You could avoid this by commenting this code out and not have the full body text, which is useful if you only want facets. It could also be optimized by completely disabling caching since we do not want these nodes to be cached during a massive indexing loop. You can view the Cache disable blogpost figure out how I've done that.

Architecting a solution

And this is the parallel indexing scheme : Apache Solr Search Integration's parallel indexing procedure

I went looking for a solution that could provide an API to achieve this architecture. After learning a lot about the php fork method it seemed way too complex for what I would need. Httprl on the other hand looked like a good solution. With an API that allowed me to execute code on another bootstrapped drupal and by making this a blocking request, but in parallel, I could execute the same function multiple times with different arguments.

What does httprl do? Using stream_select() it will send http requests out in parallel. These requests can be made in a blocking or non-blocking way. Blocking will wait for the http response; Non-Blocking will close the connection not waiting for the response back.
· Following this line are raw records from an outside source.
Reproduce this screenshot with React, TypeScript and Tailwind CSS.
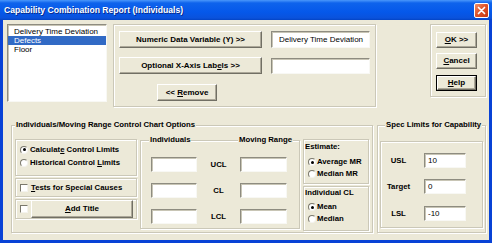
import React from "react";

const sunken =
  "bg-white border border-t-[#8e8c80] border-l-[#8e8c80] border-r-[#f8f8f4] border-b-[#f8f8f4] shadow-[inset_1px_1px_0_#c8c5b5]";
const raised =
  "bg-[#ECE9D8] border border-t-white border-l-white border-r-[#716F64] border-b-[#716F64] shadow-[inset_-1px_-1px_0_#ACA899] flex items-center justify-center font-bold text-[8px]";
const etched = "border border-[#CBC8B8] shadow-[inset_1px_1px_0_#fff,1px_1px_0_#fff]";

function Radio({ checked }: { checked?: boolean }) {
  return (
    <span className="w-[8px] h-[8px] rounded-full bg-white border border-t-[#7a786c] border-l-[#7a786c] border-r-[#f4f3ee] border-b-[#f4f3ee] shrink-0 flex items-center justify-center">
      {checked && <span className="w-[3px] h-[3px] rounded-full bg-black" />}
    </span>
  );
}

function Check() {
  return (
    <span className="w-[8px] h-[8px] bg-white border border-t-[#7a786c] border-l-[#7a786c] border-r-[#f4f3ee] border-b-[#f4f3ee] shrink-0" />
  );
}

function U({ children }: { children: React.ReactNode }) {
  return <span className="underline underline-offset-[1px]">{children}</span>;
}

function CloseBtn() {
  return (
    <div className="w-[15px] h-[15px] rounded-[2px] border border-white bg-[linear-gradient(135deg,#f0906a_0%,#e0552c_45%,#c4360f_100%)] flex items-center justify-center">
      <svg width="9" height="9" viewBox="0 0 9 9">
        <path d="M1.5 1.5 L7.5 7.5 M7.5 1.5 L1.5 7.5" stroke="white" strokeWidth="1.7" strokeLinecap="round" />
      </svg>
    </div>
  );
}

export default function App() {
  return (
    <div className="w-[492px] h-[243px] flex flex-col bg-[#0842D6] font-['Liberation_Sans',Arial,sans-serif] overflow-hidden whitespace-nowrap">
      {/* title bar */}
      <div className="h-[20px] shrink-0 flex items-center justify-between pl-[4px] pr-[3px] bg-[linear-gradient(to_bottom,#4a97fb_0%,#0e63ec_15%,#0558ea_60%,#0a52dc_90%,#0343c4_100%)]">
        <span className="text-white font-bold text-[8.6px] leading-none [text-shadow:1px_1px_0_#0a2a8a]">
          Capability Combination Report (Individuals)
        </span>
        <CloseBtn />
      </div>

      {/* body */}
      <div className="mx-[3px] h-[220px] shrink-0 bg-[#ECE9D8] flex flex-col text-[7.75px] leading-[10px] text-black">
        {/* top row */}
        <div className="flex items-start mt-[4px]">
          {/* list box */}
          <div className={`ml-[4px] w-[100px] h-[78px] ${sunken} pt-[2px] text-[8px] overflow-hidden`}>
            <div className="h-[9px] leading-[9px] pl-[6px]">Delivery Time Deviation</div>
            <div className="h-[9px] leading-[9px] pl-[6px] bg-[#316AC5] text-white">Defects</div>
            <div className="h-[9px] leading-[9px] pl-[6px]">Floor</div>
          </div>

          {/* variable group */}
          <div className={`ml-[6px] w-[263px] h-[83px] ${etched} pl-[5px] pt-[6px] flex flex-col`}>
            <div className="flex items-center">
              <div className={`w-[143px] h-[17px] ${raised}`}>Numeric Data Variable (Y) &gt;&gt;</div>
              <div className={`ml-[9px] w-[99px] h-[17px] ${sunken} pl-[7px] flex items-center text-[8px] overflow-hidden`}>
                Delivery Time Deviation
              </div>
            </div>
            <div className="flex items-center mt-[9px]">
              <div className={`w-[143px] h-[17px] ${raised}`}>
                <span>
                  Optional X-Axis Lab<U>e</U>ls &gt;&gt;
                </span>
              </div>
              <div className={`ml-[9px] w-[99px] h-[16px] ${sunken}`} />
            </div>
            <div className={`ml-[38px] mt-[10px] w-[60px] h-[17px] ${raised}`}>
              <span>
                &lt;&lt; <U>R</U>emove
              </span>
            </div>
          </div>

          {/* OK / Cancel / Help */}
          <div className={`ml-[54px] w-[56px] h-[73px] ${etched} pl-[5px] pt-[7px] flex flex-col`}>
            <div className={`w-[41px] h-[16px] ${raised}`}>
              <span>
                <U>O</U>K &gt;&gt;
              </span>
            </div>
            <div className={`mt-[5px] w-[41px] h-[16px] ${raised}`}>
              <span>
                <U>C</U>ancel
              </span>
            </div>
            <div className="mt-[6px] w-[41px] h-[16px] border border-black flex">
              <div className={`flex-1 ${raised}`}>
                <span>
                  <U>H</U>elp
                </span>
              </div>
            </div>
          </div>
        </div>

        {/* bottom row */}
        <div className="flex items-start mt-[18px]">
          {/* big group */}
          <div className={`relative ml-[8px] w-[362px] h-[108px] ${etched} pl-[3px] pt-[13px] flex items-start`}>
            <span className="absolute left-[3px] top-[-6px] px-[1px] bg-[#ECE9D8] font-bold">
              Individuals/Moving Range Control Chart Options
            </span>

            {/* options column */}
            <div className="w-[122px] flex flex-col">
              <div className={`h-[37px] ${etched} pl-[4px] pt-[3px] flex flex-col font-bold`}>
                <div className="h-[13px] flex items-center gap-[2px]">
                  <Radio checked />
                  <span>
                    Calculat<U>e</U> Control Limits
                  </span>
                </div>
                <div className="h-[13px] flex items-center gap-[2px]">
                  <Radio />
                  <span>
                    Historical Control <U>L</U>imits
                  </span>
                </div>
              </div>
              <div className={`mt-[2px] h-[19px] ${etched} pl-[4px] flex items-center gap-[3px] font-bold`}>
                <Check />
                <span>
                  <U>T</U>ests for Special Causes
                </span>
              </div>
              <div className={`mt-[2px] h-[20px] ${etched} pl-[4px] flex items-center gap-[3px]`}>
                <Check />
                <div className={`w-[102px] h-[18px] ${raised}`}>
                  <span>
                    <U>A</U>dd Title
                  </span>
                </div>
              </div>
            </div>

            {/* Individuals / Moving range frame */}
            <div className={`relative ml-[3px] mt-[1px] w-[160px] h-[89px] ${etched} pl-[10px] pt-[16px] flex flex-col gap-[11px]`}>
              <span className="absolute left-[8px] top-[-6px] px-[1px] bg-[#ECE9D8] font-bold">Individuals</span>
              <span className="absolute left-[97px] top-[-6px] px-[1px] bg-[#ECE9D8] font-bold">Moving Range</span>
              {["UCL", "CL", "LCL"].map((l) => (
                <div key={l} className="flex items-center">
                  <div className={`w-[46px] h-[15px] ${sunken}`} />
                  <div className="w-[43px] text-center font-bold">{l}</div>
                  <div className={`w-[47px] h-[15px] ${sunken}`} />
                </div>
              ))}
            </div>

            {/* estimate column */}
            <div className="ml-[3px] w-[66px] flex flex-col">
              <div className={`h-[45px] ${etched} pl-[1px] pt-[2px] flex flex-col font-bold`}>
                <div>Estimate:</div>
                <div className="mt-[4px] pl-[3px] h-[12px] flex items-center gap-[1px]">
                  <Radio checked />
                  <span>Average MR</span>
                </div>
                <div className="pl-[3px] h-[12px] flex items-center gap-[1px]">
                  <Radio />
                  <span>Median MR</span>
                </div>
              </div>
              <div className={`mt-[2px] h-[45px] ${etched} pl-[1px] pt-[1px] flex flex-col font-bold`}>
                <div>Individual CL</div>
                <div className="mt-[3px] pl-[3px] h-[12px] flex items-center gap-[1px]">
                  <Radio checked />
                  <span>Mean</span>
                </div>
                <div className="pl-[3px] h-[12px] flex items-center gap-[1px]">
                  <Radio />
                  <span>Median</span>
                </div>
              </div>
            </div>
          </div>

          {/* spec limits group */}
          <div className={`relative ml-[4px] w-[109px] h-[108px] ${etched} pl-[2px] pt-[15px]`}>
            <span className="absolute left-[7px] top-[-6px] px-[1px] bg-[#ECE9D8] font-bold">
              Spec Limits for Capability
            </span>
            <div className={`w-[103px] h-[87px] ${etched} pt-[11px] flex flex-col`}>
              {[
                ["USL", "10", ""],
                ["Target", "0", "mt-[11px]"],
                ["LSL", "-10", "mt-[12px]"],
              ].map(([l, v, m]) => (
                <div key={l} className={`flex items-center ${m}`}>
                  <div className="w-[35px] text-center font-bold">{l}</div>
                  <div className={`ml-[8px] w-[42px] h-[15px] ${sunken} pl-[3px] flex items-center text-[8px]`}>{v}</div>
                </div>
              ))}
            </div>
          </div>
        </div>
      </div>
    </div>
  );
}
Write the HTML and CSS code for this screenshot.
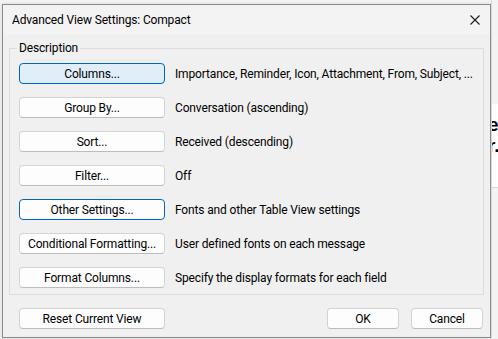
FILE: index.html
```html
<!DOCTYPE html>
<html>
<head>
<meta charset="utf-8">
<link rel="stylesheet" href="styles.css">
</head>
<body>
<div class="desk">
  <div class="window">
    <div class="titlebar">
      <span class="title">Advanced View Settings: Compact</span>
      <svg class="close" width="10" height="10" viewBox="0 0 10 10"><path d="M0.5 0.5L9.5 9.5M9.5 0.5L0.5 9.5" stroke="#1b1b1b" stroke-width="1.1" fill="none"/></svg>
    </div>
    <div class="content">
      <fieldset class="group">
        <legend class="legend">Description</legend>
        <div class="rows">
          <button class="btn hover">Columns...</button><span class="desc">Importance, Reminder, Icon, Attachment, From, Subject, ...</span>
          <button class="btn">Group By...</button><span class="desc">Conversation (ascending)</span>
          <button class="btn">Sort...</button><span class="desc">Received (descending)</span>
          <button class="btn">Filter...</button><span class="desc">Off</span>
          <button class="btn focus">Other Settings...</button><span class="desc">Fonts and other Table View settings</span>
          <button class="btn">Conditional Formatting...</button><span class="desc">User defined fonts on each message</span>
          <button class="btn">Format Columns...</button><span class="desc">Specify the display formats for each field</span>
        </div>
      </fieldset>
      <div class="footer">
        <button class="btn">Reset Current View</button>
        <div class="actions">
          <button class="btn small">OK</button>
          <button class="btn small">Cancel</button>
        </div>
      </div>
    </div>
  </div>
  <div class="behind">
    <div class="behind-top"></div>
    <div class="behind-pane">
      <div class="big">ee</div>
      <div class="big">r.</div>
    </div>
    <div class="behind-bottom"></div>
  </div>
</div>
</body>
</html>
```
FILE: styles.css
```css
* { box-sizing: border-box; }
html, body { margin: 0; padding: 0; }
body {
  width: 498px;
  height: 339px;
  overflow: hidden;
  background: #f3f3f3;
  font-family: Roboto, "Noto Sans", sans-serif;
  font-size: 12px;
  letter-spacing: -0.15px;
  color: #000;
}
.desk {
  display: flex;
  height: 339px;
}
.window {
  flex: none;
  width: 489px;
  height: 334px;
  margin: 4px 0 0 2px;
  border: 1px solid #8c8c8c;
  background: #f0f0f0;
  display: flex;
  flex-direction: column;
  box-shadow: 0 0 3px rgba(0,0,0,0.15);
}
.titlebar {
  height: 30px;
  background: #f3f3f3;
  display: flex;
  align-items: center;
  justify-content: space-between;
  padding: 0 10px 0 9px;
}
.title { line-height: 16px; }
.close { display: block; }
.content {
  padding: 5px 6px 0 6px;
}
.group {
  margin: 0;
  padding: 7px 9px 6px 9px;
  border: 1px solid #dcdcdc;
  min-width: 0;
}
.legend {
  padding: 0 2px;
  margin-left: -2px;
  line-height: 16px;
}
.rows {
  display: grid;
  grid-template-columns: 146px 1fr;
  column-gap: 10px;
  row-gap: 13px;
  align-items: center;
}
.btn {
  font-family: inherit;
  font-size: 12px;
  letter-spacing: inherit;
  color: #000;
  height: 21px;
  width: 146px;
  padding: 0;
  margin: 0;
  background: #fdfdfd;
  border: 1px solid #d3d3d3;
  border-bottom-color: #bcbcbc;
  border-radius: 4px;
  line-height: 18px;
  white-space: nowrap;
}
.btn.hover {
  background: #e0eef9;
  border-color: #0067c0;
}
.btn.focus {
  border-color: #0067c0;
}
.btn.small { width: 72px; }
.desc { white-space: nowrap; line-height: 16px; }
.footer {
  display: flex;
  justify-content: space-between;
  padding: 13px 1px 0 10px;
}
.actions {
  display: flex;
  gap: 12px;
}
.behind {
  flex: 1;
  min-width: 0;
  overflow: hidden;
  display: flex;
  flex-direction: column;
  border-left: 1px solid #d8d8d8;
}
.behind-top { height: 104px; background: #f3f3f3; }
.behind-pane {
  height: 83px;
  background: #ffffff;
  padding-top: 10px;
}
.big {
  font-family: "Liberation Sans", sans-serif;
  font-weight: bold;
  font-size: 19px;
  letter-spacing: 0;
  line-height: 21px;
  margin-left: -4px;
  white-space: nowrap;
}
.behind-bottom { flex: 1; background: #f3f3f3; border-top: 1px solid #d8d8d8; }
```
The API for httprl is similar to the Drupal 7 version of drupal_http_request().

As a result, I created the Apache Solr Parallel Indexing module which you can download, enable, configure the achieve parallel indexing.

Try it out for yourselves

  • Enable Module
  • Go to admin/settings/apachesolr/settings
  • Click Advanced Settings
    • Set the amount of nodes you want to index (I'd set it to 1000)
    • Set the amount of CPU's you have (I've set to 8, I have 4 physical, but they can handle 2 indexing processes each)
    • Make sure you have the hostname set if your IP does not directly translates to your domain
  • If your IP does not resolve to your drupal site, go to admin/settings/httprl and set it to -1. This will almost always be the case for testing
  • Index
    • using the batch button in the UI
    • Using drush : drush --uri="http://mydrupal.dev" solr-index

As you can see, the drush command stays the same. The module will take over the batch logic, so regardless of the UI or drush, it will use multiple drupal bootstraps to process the items.

Results

Hardware : Macbook Pro mid 2011, i5, 4GB RAM, 256GB SSD

I've seen a 4x-6x improvement in time depending on the amount of complexity you have in node_load/entity_load.

Without Parallel Indexing

  • Calculation : 40k nodes in 20 minutes
  • Nodes per second : 33

With Parallel indexing

  • Calculation : 117k nodes in 19 minutes
  • Nodes per second : 112

Another example I got from swentel is this :

Without Parallel Indexing

  • Calculation : 644k nodes in 270 minutes
  • Nodes per second : 39

With Parallel indexing

  • Calculation : 664k nodes in 90 minutes
  • Nodes per second : 119

Calculating this in to a million nodes, it will take on average 3 hours to finish the whole lot. Comparing this with a blogpost that talked about speeding up indexing and clocked at 24 hour per million, this is a massive improvement.

In the real life case of swentel, this has had an impact of factor of 3. Meaning the indexing went 300% faster compared to not using the module. I'd say its worth to look at it at least.

Take a look at the screenshots below how I measured and monitored all of this, it was fun!

Future & Improvements

It is still an exercise of balance, the bigger your Drupal site, the longer it takes. As the drupal.org team has this in production, they encountered some problems of overloading their systems. If you overload the system, it is possible that the timeout of the request has crossed its limit and will die. This means that you won't get feedback on how many items it has processed. As a general rule, do not set the amount of cpu's too high. Perhaps half of what you really have to start with and experiment. Be conservative with these settings and monitor your system.

I also would like to experiment with the drupal queue, but this is a D7 only API and as this module had to work with Drupal 6 and 7, I decided to opt for this simpler approach. There is a great blogpost about Search API and Queue's but it involves some coding.